Para ser justos, también es cierto que justo un año antes de ese malicioso ejemplo traído a colación publicó When I was cruel, un atrevido, irregular pero a ratos dignísimo, convincente y vigoroso intento de insuflar aires contemporáneos a sus ya más que conocidas señas de identidad. En cuarenta discos, o sea, cualquiera echa un borrón. Quien firma no ocultará –de todos modos seguramente se haya notado– que los discos que le siguen cosquilleando la cabeza y acelerando el pulso son los de la primera y lejana etapa. Pero lo cierto es que Elvis Costello ha echado pocos borrones. Y las cimas han sido inigualables. Y además ha hecho siempre lo que le ha dado la gana, actitud que cualquier hijo sensato de vecino debería admirar y envidiar. Ante un tipo así, en fin, sólo cabe hincar la rodilla.

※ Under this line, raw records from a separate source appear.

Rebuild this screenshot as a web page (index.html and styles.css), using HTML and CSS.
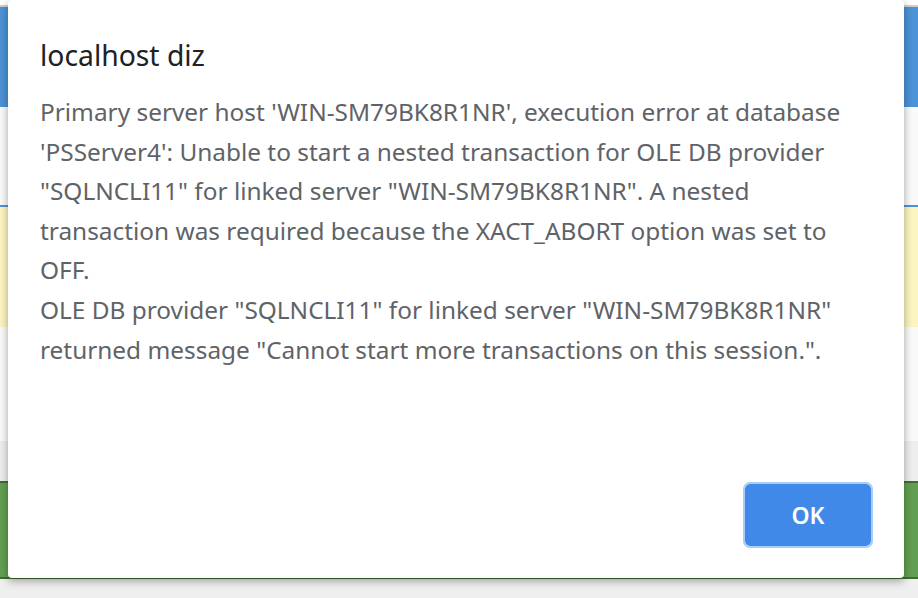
FILE: index.html
```html
<!DOCTYPE html>
<html lang="tr">
<head>
<meta charset="utf-8">
<title>localhost diz</title>
<link rel="stylesheet" href="styles.css">
</head>
<body>
<div class="page">
  <div class="top-gap"></div>
  <div class="top-line"></div>
  <div class="header"></div>
  <div class="sub"></div>
  <div class="alert"></div>
  <div class="content"></div>
  <div class="toolbar"></div>
  <div class="footer"></div>
  <div class="bottom"></div>
</div>
<div class="dialog" role="alertdialog">
  <div class="dialog-title">localhost diz</div>
  <div class="dialog-msg">Primary server host 'WIN-SM79BK8R1NR', execution error at database 'PSServer4': Unable to start a nested transaction for OLE DB provider "SQLNCLI11" for linked server "WIN-SM79BK8R1NR". A nested transaction was required because the XACT_ABORT option was set to OFF.<br>OLE DB provider "SQLNCLI11" for linked server "WIN-SM79BK8R1NR" returned message "Cannot start more transactions on this session.".</div>
  <div class="dialog-actions">
    <button class="ok-btn">OK</button>
  </div>
</div>
</body>
</html>
```

FILE: styles.css
```css
html, body {
  margin: 0;
  padding: 0;
}
body {
  width: 918px;
  height: 598px;
  overflow: hidden;
  position: relative;
  background: #efefef;
  font-family: "Noto Sans", "Open Sans", sans-serif;
}
.page {
  display: flex;
  flex-direction: column;
}
.top-gap { height: 5px; background: #ffffff; }
.top-line { height: 2px; background: #cfcfcf; }
.header { height: 100px; background: #4c93d7; }
.sub { height: 98px; background: #fafafa; border-bottom: 2px solid #4c93d7; }
.alert { height: 120px; background: #fcf5c1; }
.content { height: 114px; background: #fafafa; }
.toolbar { height: 40px; background: #eeeeee; }
.footer { height: 94px; background: #629f52; border-top: 2px solid #3d6d31; border-bottom: 2px solid #3d6d31; }
.bottom { height: 19px; background: #efefef; }

.dialog {
  position: absolute;
  left: 8px;
  top: 0;
  width: 896px;
  height: 578px;
  box-sizing: border-box;
  background: #ffffff;
  border-radius: 4px;
  box-shadow: 0 3px 8px rgba(0, 0, 0, 0.35);
  padding: 38px 32px 30px 32px;
  display: flex;
  flex-direction: column;
}
.dialog-title {
  font-size: 28.3px;
  line-height: 34px;
  color: #202124;
}
.dialog-msg {
  margin-top: 20px;
  font-size: 24.4px;
  line-height: 39.6px;
  color: #5f6368;
}
.dialog-actions {
  margin-top: auto;
  display: flex;
  justify-content: flex-end;
}
.ok-btn {
  width: 130px;
  height: 66px;
  margin-right: -1px;
  box-sizing: border-box;
  border: 2px solid #a9cdf7;
  border-radius: 7px;
  background: #4189e9;
  background-clip: padding-box;
  color: #ffffff;
  font-family: "Noto Sans", "Open Sans", sans-serif;
  font-size: 23px;
  font-weight: 600;
  padding: 0;
}
```
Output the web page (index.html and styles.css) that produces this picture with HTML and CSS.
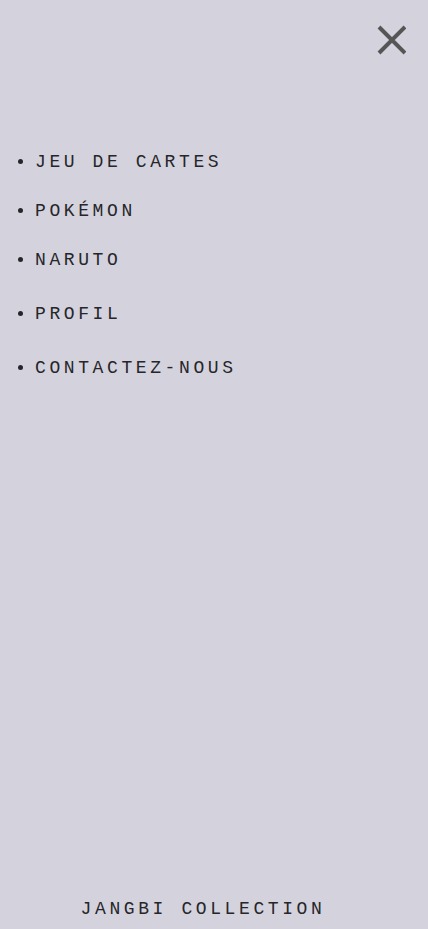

No querríamos terminar este –inevitablemente– parcialísimo repaso a la carrera de Elvis II de Londres sin recomendar las memorias del músico que publicó en español la editorial Malpaso hace un par de años, Música infiel y tinta invisible. Es un libro formidable, tan bien escrito, incisivo e inteligente como cabía esperar, y permite al lector asomarse tras la máscara de laconismo y hosquedad que el artista suele ponerse ante los medios de comunicación. Por el mismo precio, ofrece también un enjundioso retrato de primera mano de otro mundo: el de la vieja industria musical cuando el rock, y la música, a secas, eran artes que importaban.